Her inspiration to create a fragrance came from her best friend, Captain Trevor Greene, the Canadian army captain who survived an axe blow to the head while serving in Afghanistan in 2006.

"He told me he would go back there if he could. So I really struggled with the apathy in the rest of the country in terms of support for Canada's mission there," says Ms. Stegemann, whose friendship with Capt. Greene dates back to their days as philosophy students at King's College.

"I have no idea why we as a society would expect our military and our government to do everything in Afghanistan. I really believe trade and business need to help people find a way out of war," she said.

Studies on "perfume not poppies" caught Ms. Stegemann's attention. She met with officials from the Canadian International Development Agency, the Afghan embassy in Ottawa and the Afghanistan Canadian business council.

Eventually, she was put in touch with Hedvig Alexander, then managing director of Turquoise Mountain, a Kabul-based non-profit that seeks to revive Afghanistan's traditional crafts.

Ms. Alexander connected Ms. Stegemann with Gulestan ("rose garden" in Farsi), an Afghan company that produces essential oils using a distillery and steam boiler imported from Turkey and Iran.

"I told them I would buy everything they had," Ms.

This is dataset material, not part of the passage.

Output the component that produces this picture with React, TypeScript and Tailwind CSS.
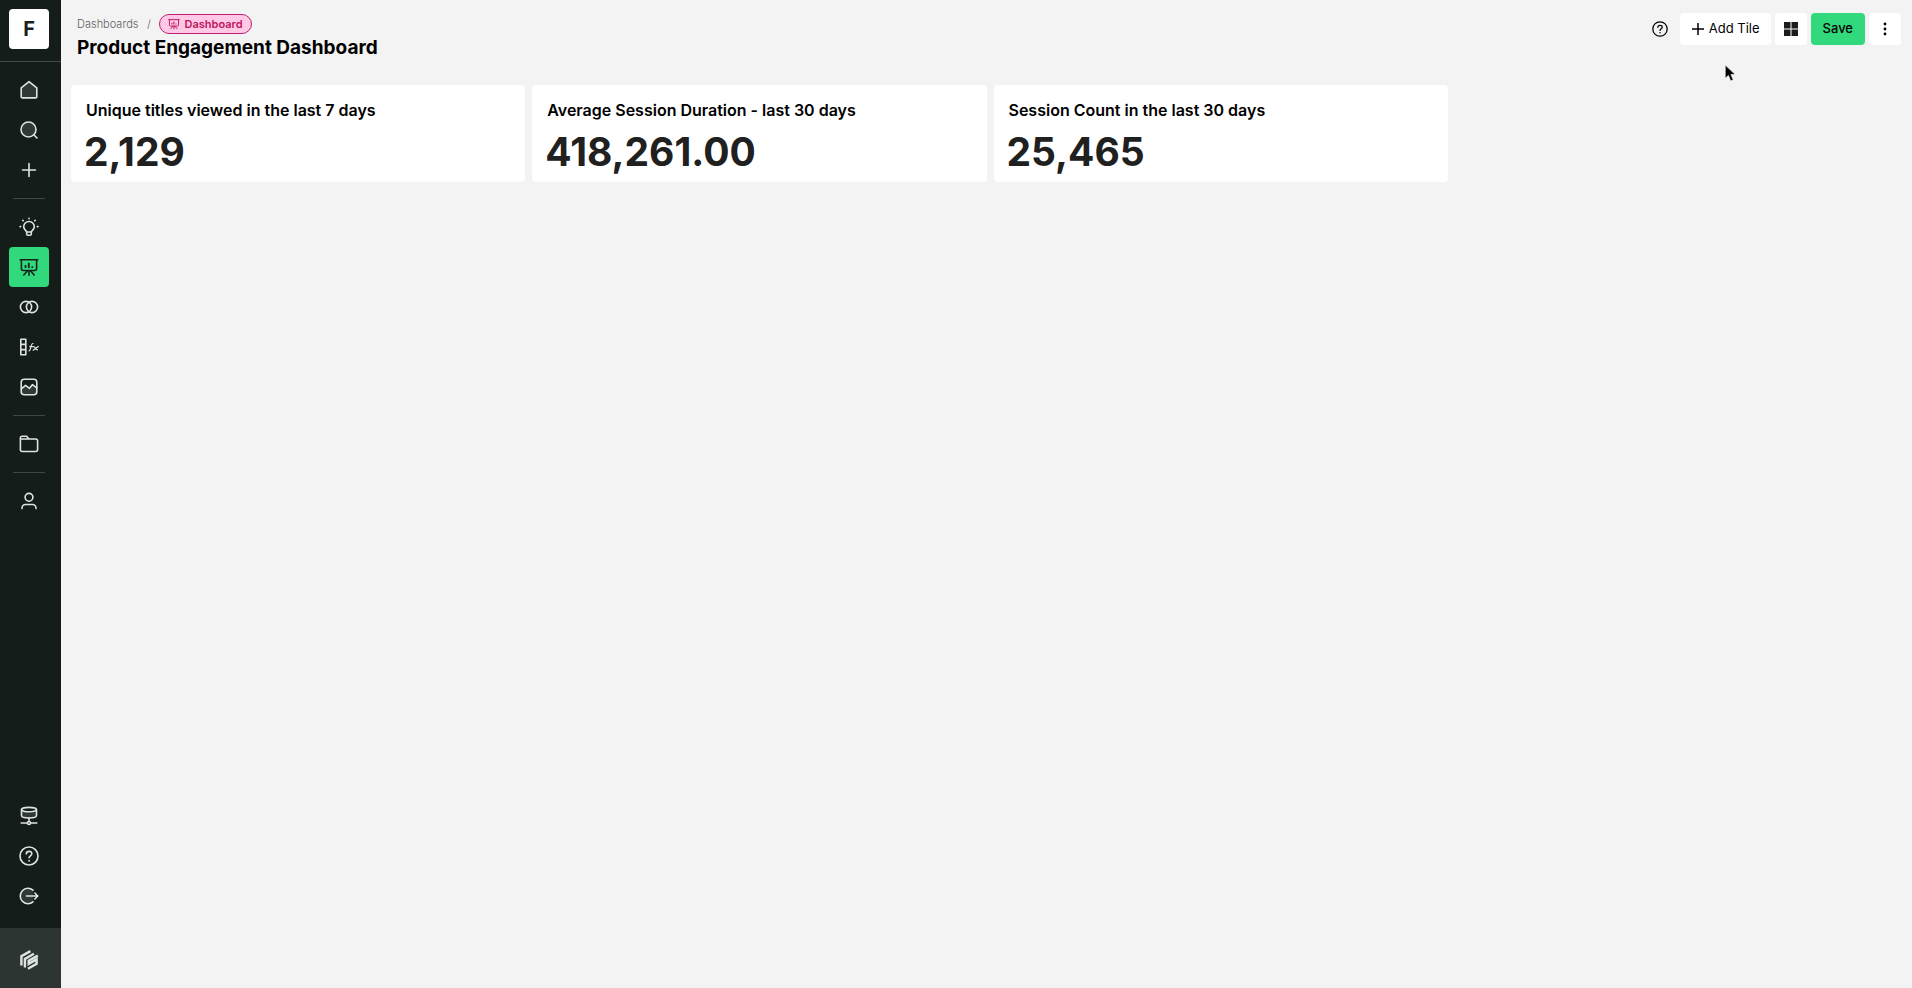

Stegemann recalls.

It wasn't much. However, one cup of oil, at a cost of $2,000, was enough to produce a thousand bottles of perfume.

Ms. Stegemann collaborated with Canadian parfumeur Susanne Lang to design the fragrance, which is already flying off the shelves of luxury retailers such as Noor boutique in Toronto's tony Yorkville neighbourhood and Mills in Halifax.

"We've sold out," says Frederico Campos, owner of Noor.

"Partly, it's because of the story behind it. But the orange-blossom oil is also exceptional. The fragrance actually sells itself," he adds.

Ms. Stegemann acknowledges her initial production run is hardly enough to make a lasting difference.

Afghanistan's essential oils, however, have already stirred wider interest from mainstream skincare companies such as Dr. Hauschka of Germany and L'Oreal, the world's largest cosmetics company.

Parfums Sama, a French company, also uses Afghan essential oils to manufacture beauty products in France such as anti-wrinkle cream.

Ms. Stegemann, meanwhile, has promised to purchase the entire crop from the Jalalabad farmers next year.

"That will be enough to produce eight to twelve thousand bottles, so now we're talking," she says.

Ms. Alexander, who is married to Chris Alexander, former Canadian ambassador to Afghanistan and a federal Conservative candidate in Ajax-Pickering where the couple now lives, said: "Here you have a rare problem. You have the markets, but not enough product. It's the best kind of problem to have in development."

Doing business in Afghanistan has had its challenges: Ms. Stegeman's local bank in Halifax had trouble wiring funds to the Afghan farmers in Jalalabad and when she was arranging to have the oil shipped to Canada, there was no return street address to list, just an unnamed dirt road.

Some farmers were also reluctant to harvest their orange blossoms, fearing the trees would fail to bear fruit.

Still, Ms. Stegemann says the trouble was worth it.

This summer she is getting married, three days after Capt. Greene weds his long-time fiancée, Debbie Lepore.

"Instead of a best man, he is having me be his 'best person,' " she says. "Then he will give me away at my wedding."

The ceremonies will both take place in Nanaimo, B.C. And both brides will smell of Afghan orange blossoms.

"I hope that, ultimately, this perfume will show that even out of pain there can still be beauty."